06 października

3 książki, które warto przeczytać w październiku i 2, które można

Wrzesień zdecydowanie nie obfitował w czas i nastrój na lekturę. Efekt? Przeczytałam zaledwie 5 książek. Wśród nich znalazły się 3, które polecam i 2, które raczej niekoniecznie. Jesteście ciekawi, jakie to tytuły? Czytajcie dalej.

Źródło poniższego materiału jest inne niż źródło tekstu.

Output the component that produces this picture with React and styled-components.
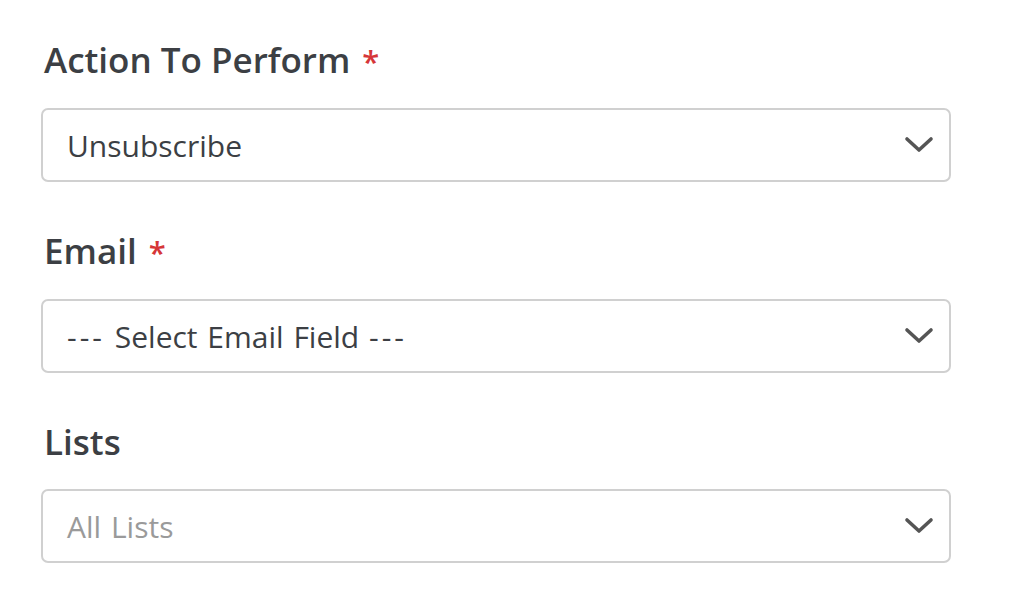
import React from "react";
import styled, { createGlobalStyle } from "styled-components";

const Global = createGlobalStyle`
  html, body { margin: 0; padding: 0; background: #ffffff; }
  body { font-family: "Open Sans", "Noto Sans", sans-serif; }
`;

const Form = styled.div`
  width: 910px;
  padding: 38px 0 0 41px;
  display: flex;
  flex-direction: column;
  gap: 47px;
`;

const Field = styled.div`
  display: flex;
  flex-direction: column;
  gap: 25px;
`;

const Label = styled.div`
  font-size: 35px;
  line-height: 44px;
  font-weight: 600;
  color: #3c3f44;
  padding-left: 3px;
`;

const Required = styled.span`
  color: #d63638;
  margin-left: 12px;
  font-size: 31px;
`;

const SelectBox = styled.div`
  box-sizing: border-box;
  height: 74px;
  border: 2px solid #d0d0d0;
  border-radius: 7px;
  display: flex;
  align-items: center;
  justify-content: space-between;
  padding: 0 15px 0 24px;
  background: #fff;
`;

const Value = styled.span`
  font-size: 30px;
  word-spacing: 2px;
  color: ${(p) => (p.$placeholder ? "#9a9a9a" : "#3c3f44")};
`;

const Dashes = styled.span`
  letter-spacing: 3px;
`;

const Chevron = () => (
  <svg width="30" height="18" viewBox="0 0 30 18">
    <path d="M3 3 L15 14 L27 3" fill="none" stroke="#555" strokeWidth="3.6" strokeLinecap="round" strokeLinejoin="round" />
  </svg>
);

const renderValue = (text) =>
  text.split(/(-+)/).map((part, i) =>
    /^-+$/.test(part) ? <Dashes key={i}>{part}</Dashes> : part
  );

const fields = [
  { label: "Action To Perform", required: true, value: "Unsubscribe" },
  { label: "Email", required: true, value: "--- Select Email Field ---" },
  { label: "Lists", required: false, value: "All Lists", placeholder: true },
];

export default function App() {
  return (
    <>
      <Global />
      <Form>
        {fields.map((f) => (
          <Field key={f.label}>
            <Label>
              {f.label}
              {f.required && <Required>*</Required>}
            </Label>
            <SelectBox>
              <Value $placeholder={f.placeholder}>{renderValue(f.value)}</Value>
              <Chevron />
            </SelectBox>
          </Field>
        ))}
      </Form>
    </>
  );
}
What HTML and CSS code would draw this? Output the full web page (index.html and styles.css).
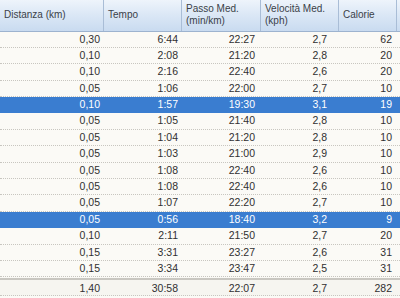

Jak zostać mistrzem marketingu czyli o zasadach, dzięki którym dzwoni kasa

Jeffrey J. Fox
Niezwykle szarlatańska książka (ta dzwoniąca kasa dzyń-dzyń i Hymn marketingowca...), z której mimo to można wyłuskać parę istotnych spostrzeżeń. Tylko dla ludzi obytych z marketingiem i zdających sobie sprawę, że to dość zwariowane środowisko. Ludzie z zewnątrz mogą przy tej lekturze doznać szoku i już się z niego nie otrząsnąć.




Prankvertising i immersive branding: emocje na usługach marketingu wirusowego

Ewelina Masiarz
Książka napisana w stylu pracy magisterskiej, czego nie lubię. Dużo skomplikowanych teorii opisanych w nieludzki sposób. Warto jednak to znieść dla ciekawostek ze świata reklamy i internetu oraz opisów viralowych kampanii znanych marek takich jak LG, Coca-Cola czy też Nivea.

Jak być ogierem do końca życia

Hanna Bakuła
Może i trafne, a nawet zabawne obserwacje na temat związków, facetów i całej reszty, ale jakoś mnie nie urzekły. Zbyt chaotyczne. Raczej nie warto czytać 120 stron dla kilku śmiesznych sformułowań (np. spodnie z gatunku "chłop stoi, gacie klęczą"...) No chyba, że bardzo chcecie.

Jak być kobietą zadbaną finansowo?

Małgorzata Bladowska-Wrzodak
Typowa dla wydawnictwa Złote Myśli publikacja. Temat faktycznie niechętnie poruszany przez kobiety, ale... jeśli mają go poruszać w taki sposób, to może lepiej niech tego nie robią. Zbiór banałów.


Byłam służącą w arabskich pałacach

Laila Shukri
Historia młodej dziewczyny z indyjskiej wioski, którą bieda "wypchnęła" na służbę do Kuwejtu. Wstrząsający obraz. Leniwe i puszczalskie Kuwejtki. Gotowa na każde skinienie, śpiąca po 3 godziny służba. Niespodziewany najazd wojsk irackich. Do tego gwałty, wtórna wiktymizacja ofiar i niechciane małżeństwa aranżowane przez krewnych. Wyjątkowo trudna lektura, pełna okrucieństw, ale z happy endem. Koniecznie musicie przeczytać i zachować w głowie.

A Wy co dobrego przeczytaliście ostatnio? I jakie lektury macie w planach? Podzielcie się ze mną i zainspirujcie mnie trochę!